Apesar de ser uma história completamente diferente, Stephen King provavelmente ficou muito feliz com os royalties que ganhou
O filme A Torre Negra (2017), dirigido pelo diretor dinamarquês Nikolaj Arcel, adapta a série de mesmo nome do escritor estadunidense Stephen King. O longa-metragem reproduz — ou tenta reproduzir — oito livros em apenas 1h35min. O resultado da transposição da saga literária para os cinemas é a decepção em sua forma mais cristalina.
Uma das principais críticas ao filme é a caracterização das personagens em relação aos livros. A história original gira em torno do implacável Roland Deschain, descendente do rei Arthur e último pistoleiro existente daquele “mundo que seguiu adiante”, em busca da misteriosa Torre Negra. O protagonista de olhos azuis acredita firmemente que os fins justificam os meios, livrando-se de tudo e de todos que passam pelo seu caminho, por mais que isso implique em sacrificar quem ele ama. Já na obra cinematográfica, Roland é retratado como alguém disposto a desistir do seu objetivo para estar ao lado de um de seus quatro companheiros, Jake Chambers. A profundidade psicológica e a complexidade das motivações de Deschain são perdidas, assim como os membros restantes do seu ka-tet — grupo unido pelo destino —, Oy, Susannah e Eddie Dean, são inexistentes.
Outro ponto a ser destacado é a maneira superficial que a história é trabalhada nas telas. A obra publicada de 1982 a 2004, com elementos de faroeste, fantasia e horror, aborda temas como destino, bem e mal e, principalmente, redenção, enquanto o longa se assemelha aos atuais filmes de heróis, ou seja, com cenas de ação, mas um enredo sem reflexão profunda. Ao passo que King consegue despertar nos leitores um gosto de ‘quero mais’, o filme não consegue capturar a essência e a riqueza da narrativa. Especificamente no final do oitavo e último volume, há um plot twist incrível, ao passo que, no fim do filme, resta apenas o sentimento de ser mais um entre vários.
Em contraste, em It – A Coisa (2017) e It – Capítulo Dois (2019), ambos dirigidos pelo argentino Andy Muschietti, houve a preocupação em adaptar o livro de King com 1.104 páginas em dois filmes, totalizando mais de 5h de duração. Embora haja mudanças significativas em relação à publicação de 1986, o diretor ainda assim se empenhou (ou ao menos tentou) em desenvolver as personagens e o enredo.

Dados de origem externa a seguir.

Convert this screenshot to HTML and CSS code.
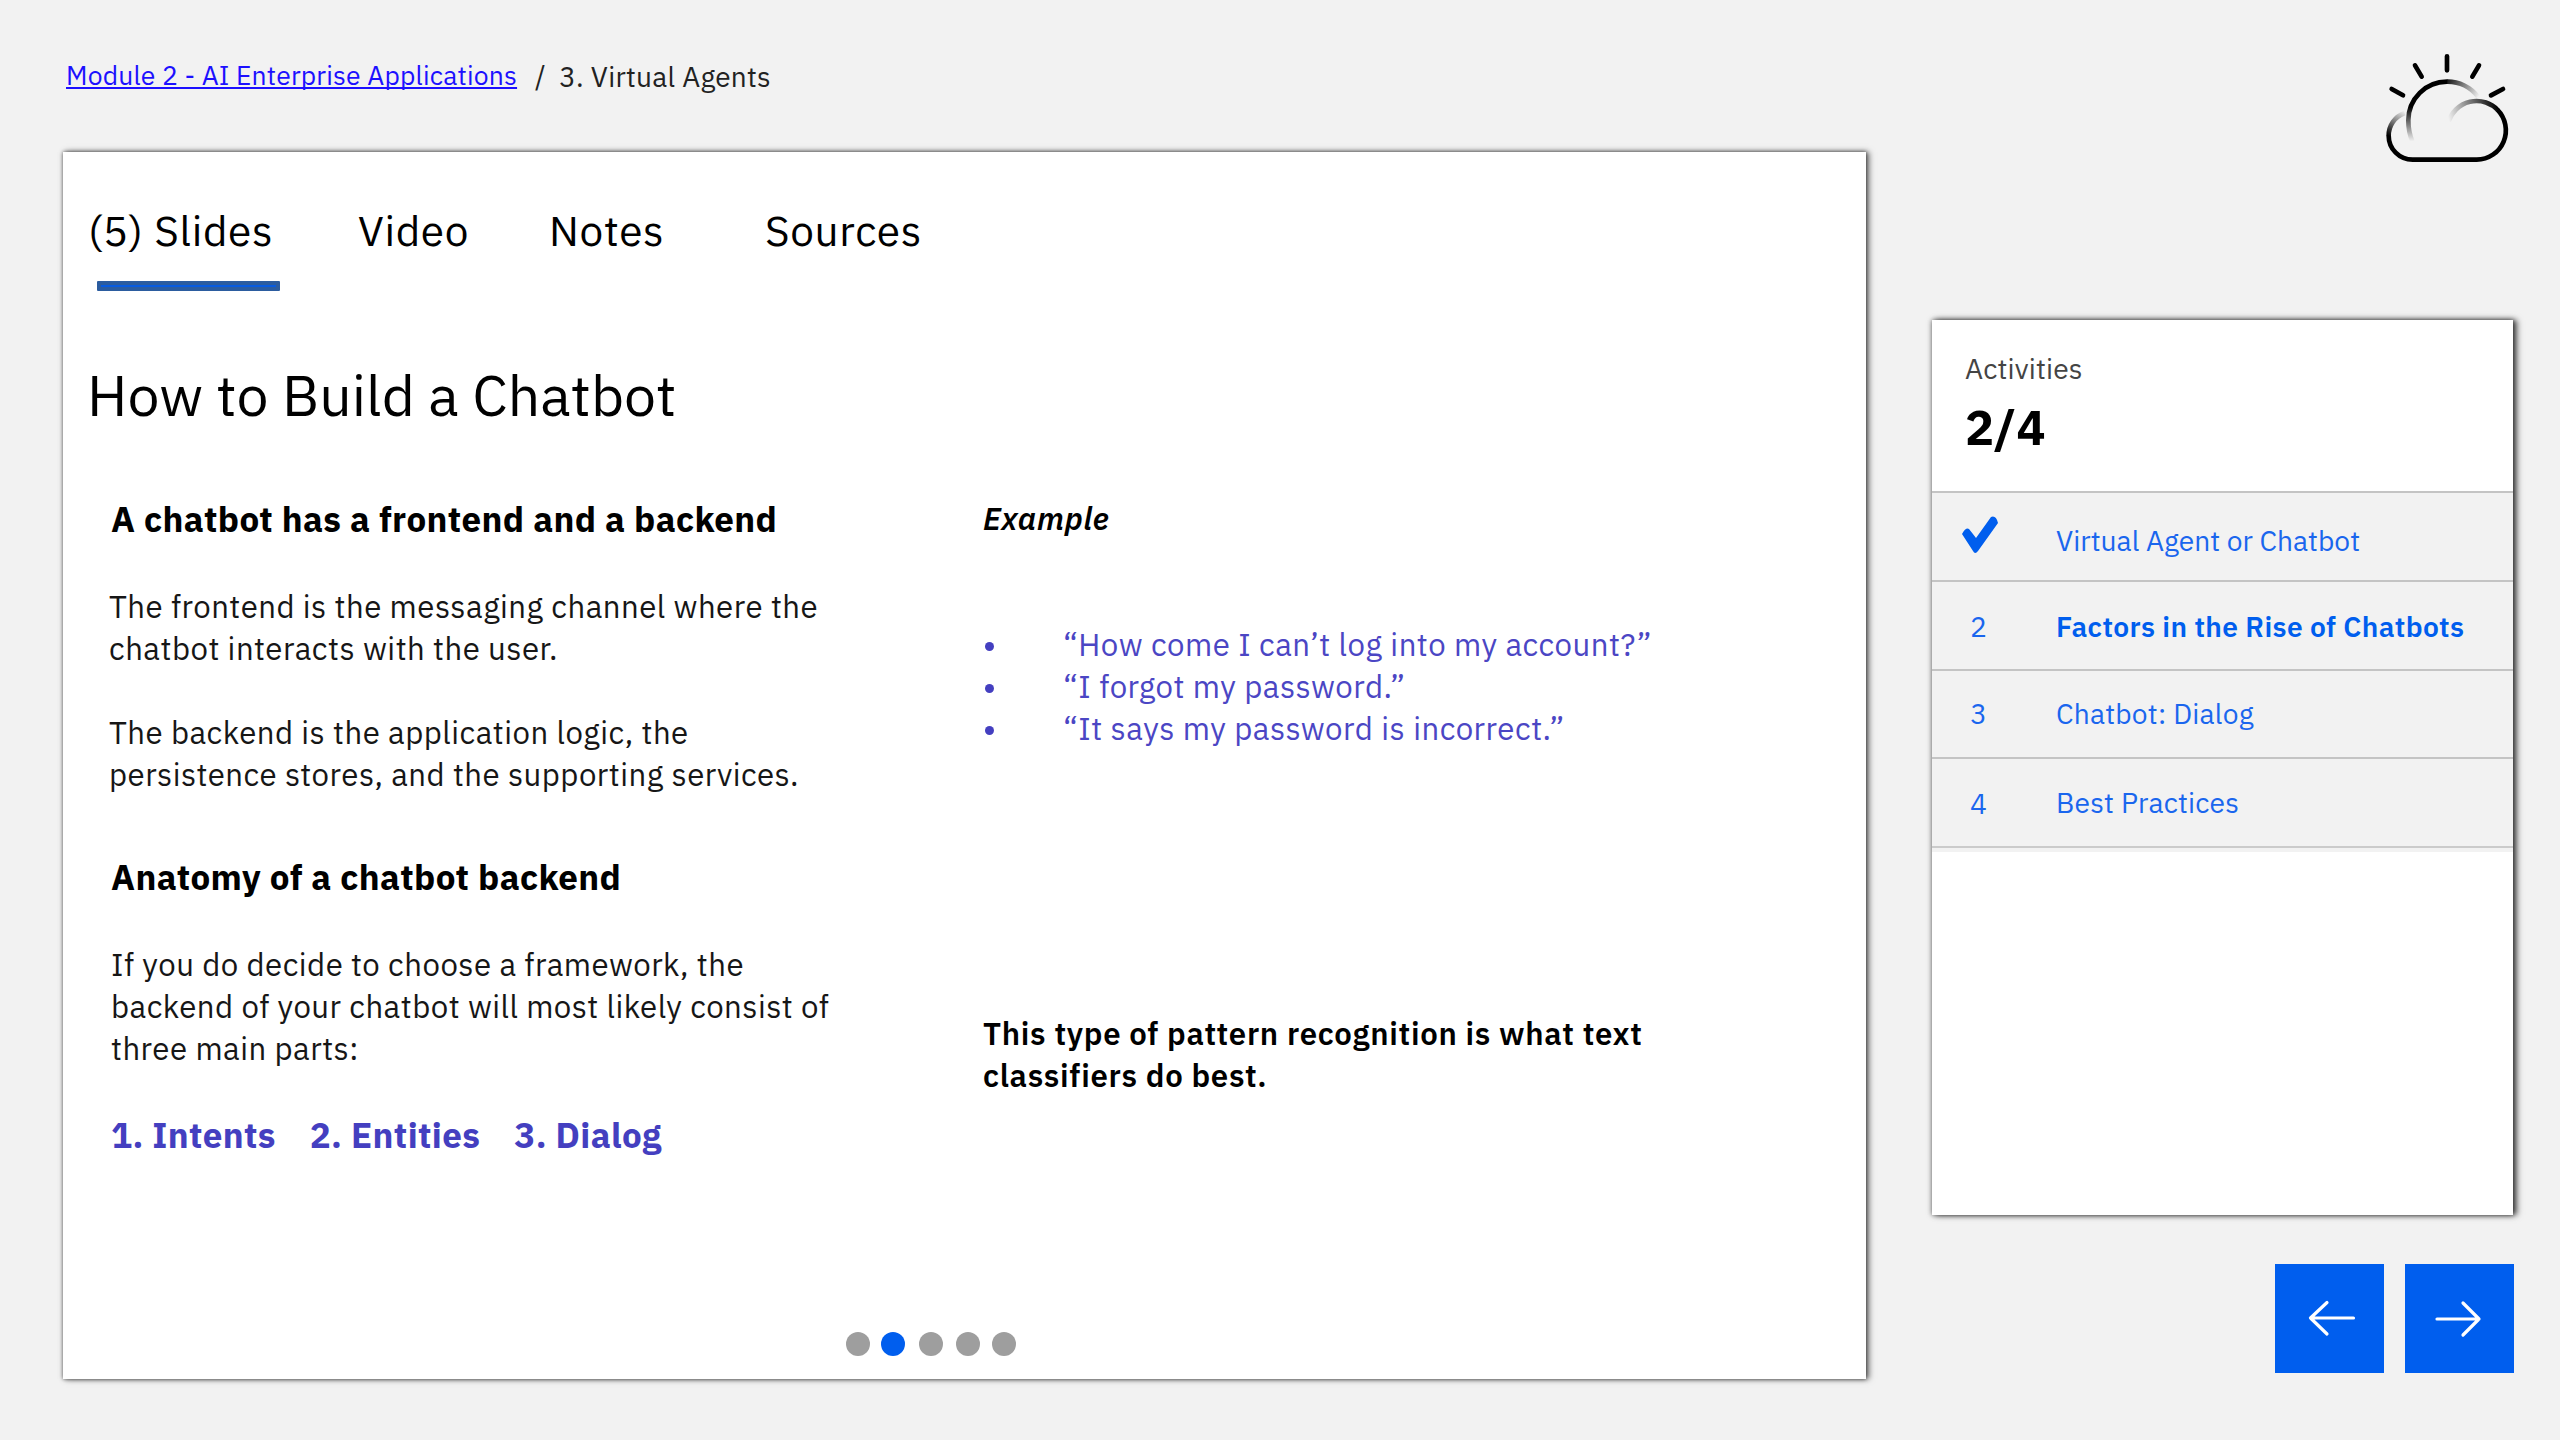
FILE: index.html
```html
<!DOCTYPE html>
<html lang="en">
<head>
<meta charset="utf-8">
<title>3. Virtual Agents</title>
<link rel="stylesheet" href="styles.css">
</head>
<body>
<div class="app">
  <main class="main">
    <nav class="crumbs">
      <a class="crumb-link" href="#">Module 2 - AI Enterprise Applications</a>
      <span class="crumb-sep">/</span>
      <span class="crumb-current">3. Virtual Agents</span>
    </nav>
    <section class="panel">
      <div class="tabs">
        <span class="tab tab-active">(5) Slides</span>
        <span class="tab">Video</span>
        <span class="tab">Notes</span>
        <span class="tab">Sources</span>
      </div>
      <h1 class="title">How to Build a Chatbot</h1>
      <div class="columns">
        <div class="col-left">
          <h2 class="heading">A chatbot has a frontend and a backend</h2>
          <p class="text">The frontend is the messaging channel where the<br>chatbot interacts with the user.</p>
          <p class="text text-next">The backend is the application logic, the<br>persistence stores, and the supporting services.</p>
          <h2 class="heading heading-next">Anatomy of a chatbot backend</h2>
          <p class="text text-parts">If you do decide to choose a framework, the<br>backend of your chatbot will most likely consist of<br>three main parts:</p>
          <div class="parts"><span>1. Intents</span><span>2. Entities</span><span>3. Dialog</span></div>
        </div>
        <div class="col-right">
          <h3 class="example">Example</h3>
          <ul class="quotes">
            <li>“How come I can’t log into my account?”</li>
            <li>“I forgot my password.”</li>
            <li>“It says my password is incorrect.”</li>
          </ul>
          <p class="statement">This type of pattern recognition is what text<br>classifiers do best.</p>
        </div>
      </div>
      <div class="dots"><i class="dot"></i><i class="dot dot-on"></i><i class="dot"></i><i class="dot"></i><i class="dot"></i></div>
    </section>
  </main>
  <aside class="side">
    <svg class="weather" viewBox="0 0 510 420" fill="none" stroke-width="14" stroke-linecap="round">
      <defs>
        <linearGradient id="sunLeft" gradientUnits="userSpaceOnUse" x1="0" y1="200" x2="0" y2="304"><stop offset="0" stop-color="#000"/><stop offset="1" stop-color="#000" stop-opacity="0"/></linearGradient>
        <linearGradient id="sunRight" gradientUnits="userSpaceOnUse" x1="250" y1="120" x2="356" y2="172"><stop offset="0" stop-color="#000"/><stop offset="1" stop-color="#000" stop-opacity="0"/></linearGradient>
        <linearGradient id="cloudLeft" gradientUnits="userSpaceOnUse" x1="90" y1="290" x2="136" y2="214"><stop offset="0" stop-color="#000"/><stop offset="1" stop-color="#000" stop-opacity="0"/></linearGradient>
        <linearGradient id="cloudRight" gradientUnits="userSpaceOnUse" x1="266" y1="240" x2="412" y2="200"><stop offset="0" stop-color="#000" stop-opacity="0"/><stop offset="1" stop-color="#000"/></linearGradient>
      </defs>
      <g stroke="#000">
        <path d="M261 49V91M165 76L185 110M357 76L337 110M95 147L129 166M429 147L393 166"/>
        <path stroke-linecap="butt" d="M86 287A72 72 0 0 0 158 359H350A88 88 0 0 0 412 209"/>
      </g>
      <g stroke-linecap="butt">
        <path stroke="url(#cloudLeft)" d="M86 288A72 72 0 0 1 134 219"/>
        <path stroke="url(#cloudRight)" d="M266 244A88 88 0 0 1 413 210"/>
        <path stroke="url(#sunLeft)" d="M157 304Q145 276 145 241A116 116 0 0 1 262 125"/>
        <path stroke="url(#sunRight)" d="M261 125A116 116 0 0 1 354 170"/>
      </g>
    </svg>
    <section class="card">
      <header class="card-head">
        <div class="card-label">Activities</div>
        <div class="card-count">2/4</div>
      </header>
      <div class="rows">
        <div class="row"><span class="num"><svg class="check" viewBox="0 0 36 37"><path fill="#005eee" d="M0 18Q4 11 7 13Q11 18 14 22L29 1Q34-1 36 7L16 35Q13 39 11 35Z"/></svg></span><span class="name">Virtual Agent or Chatbot</span></div>
        <div class="row"><span class="num">2</span><span class="name name-on">Factors in the Rise of Chatbots</span></div>
        <div class="row"><span class="num">3</span><span class="name">Chatbot: Dialog</span></div>
        <div class="row"><span class="num num-last">4</span><span class="name">Best Practices</span></div>
      </div>
    </section>
    <div class="pager">
      <button class="btn" aria-label="Previous"><svg viewBox="0 0 109 109"><path d="M78.500 54H35.500M52 38.500L35.500 54L52 70"/></svg></button>
      <button class="btn" aria-label="Next"><svg viewBox="0 0 109 109"><path d="M32 55H74M58 39L74 55L58 71"/></svg></button>
    </div>
  </aside>
</div>
</body>
</html>
```
FILE: styles.css
```css
*, *::before, *::after { box-sizing: border-box; margin: 0; padding: 0; }
body { width: 2560px; height: 1440px; overflow: hidden; background: #f2f2f2; color: #000; font-family: "IBM Plex Sans", "Noto Sans", sans-serif; }
.app { display: flex; width: 2560px; height: 1440px; padding-left: 63px; gap: 67px; }
.main { width: 1803px; flex: none; }

.crumbs { display: flex; height: 152px; padding: 57px 0 0 3px; font-size: 28px; line-height: 37px; letter-spacing: .25px; color: #222; white-space: nowrap; }
.crumb-link { padding-top: 1px; font-size: 26.5px; line-height: 35px; letter-spacing: .17px; color: #1c10ff; text-decoration-thickness: 2px; text-underline-offset: 2px; text-decoration-skip-ink: none; }
.crumb-sep { margin-left: 18px; }
.crumb-current { margin-left: 13px; padding-top: 1px; }

.panel { display: flex; flex-direction: column; width: 1803px; height: 1227px; padding-bottom: 23px; background: #fff; box-shadow: 3px 0 6px rgba(0, 0, 0, .55), 0 0 4px rgba(0, 0, 0, .6); }
.tabs { display: grid; grid-template-columns: 270px 191px 216px auto; margin: 49px 0 0 25px; height: 90px; font-size: 42.3px; line-height: 60px; letter-spacing: .65px; }
.tab-active::after { content: ""; display: block; width: 183px; height: 10px; margin: 20px 0 0 9px; border: 4px solid #2b5c9f; border-radius: 1px; background: #075be0; }
.title { margin: 66px 0 0 24px; font-size: 57.2px; line-height: 75px; font-weight: 400; }
.columns { display: grid; grid-template-columns: 874px auto; margin: 64px 0 0 46px; }
.heading { margin-left: 2px; font-size: 35px; line-height: 47px; font-weight: 700; letter-spacing: .4px; }
.heading-next { margin-top: 58px; }
.text { margin-top: 43px; font-size: 31.2px; line-height: 42px; letter-spacing: .47px; color: #161616; }
.text-next { margin-top: 42px; }
.text-parts { margin-left: 2px; }
.parts { display: flex; gap: 34px; margin: 42px 0 0 2px; font-size: 35px; line-height: 47px; font-weight: 700; letter-spacing: .38px; color: #443fc0; }
.col-right { font-size: 31.2px; line-height: 42px; letter-spacing: .5px; }
.example { margin-top: 2px; font-size: 31px; font-weight: 600; font-style: italic; letter-spacing: .8px; }
.quotes { margin-top: 84px; color: #4b46c4; list-style: none; }
.quotes li { display: flex; align-items: center; gap: 69px; }
.quotes li::before { content: ""; width: 9px; height: 9px; margin: 2px 0 0 2px; border-radius: 50%; background: #443fc0; }
.statement { margin-top: 263px; font-weight: 600; letter-spacing: .69px; }
.dots { display: flex; gap: 12.5px; margin: auto 0 0 783px; }
.dot { width: 24px; height: 24px; border-radius: 50%; background: #9e9e9e; }
.dot-on { margin: 0 1.5px 0 -1.5px; background: #005eee; }

.side { width: 600px; }
.weather { display: block; width: 170px; height: 140px; margin: 40px 0 0 427px; }
.card { width: 581px; height: 895px; margin: 140px 0 0 -1px; background: #fff; box-shadow: 4px 0 6px rgba(0, 0, 0, .65), 0 0 5px rgba(0, 0, 0, .6); }
.card-head { height: 171px; padding: 29px 0 0 33px; }
.card-label { font-size: 28.2px; line-height: 40px; letter-spacing: .15px; color: #444; }
.card-count { margin-top: 6px; font-size: 48.5px; line-height: 64px; font-weight: 700; }
.rows { background: #f2f2f2; padding-bottom: 4px; font-size: 28.2px; line-height: 37px; letter-spacing: .2px; color: #1a66ee; }
.row { display: grid; grid-template-columns: 124px auto; height: 88.75px; padding-top: 26px; border-top: 2px solid #c4c4c4; }
.row:nth-child(1) { padding-top: 29px; letter-spacing: 0; }
.row:nth-child(3) { padding-top: 24px; }
.row:nth-child(4) { height: 90.75px; padding-top: 25px; border-bottom: 2px solid #cbcbcb; }
.num { padding-left: 38px; }
.num-last { padding-top: 1px; }
.name-on { font-weight: 600; letter-spacing: .36px; color: #005eee; }
.check { display: block; width: 36px; height: 37px; margin: -6px 0 0 -8px; }
.pager { display: flex; gap: 21px; margin: 49px 0 0 342px; }
.btn { width: 109px; height: 109px; border: 0; background: #005eee; }
.btn svg { display: block; width: 109px; height: 109px; fill: none; stroke: #fff; stroke-width: 3.2; stroke-linecap: round; stroke-linejoin: round; }
```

Finalmente, A Torre Negra é um exemplo de como a adaptação cinematográfica de uma obra literária pode e, muito provavelmente, vai falhar em capturar a profundidade e a variedade da fonte original, causando a sensação de que muito foi perdido no processo de transposição para as telas. O trabalho de Nikolaj Arcel pode ser apreciado como algo individual, mas apenas isso.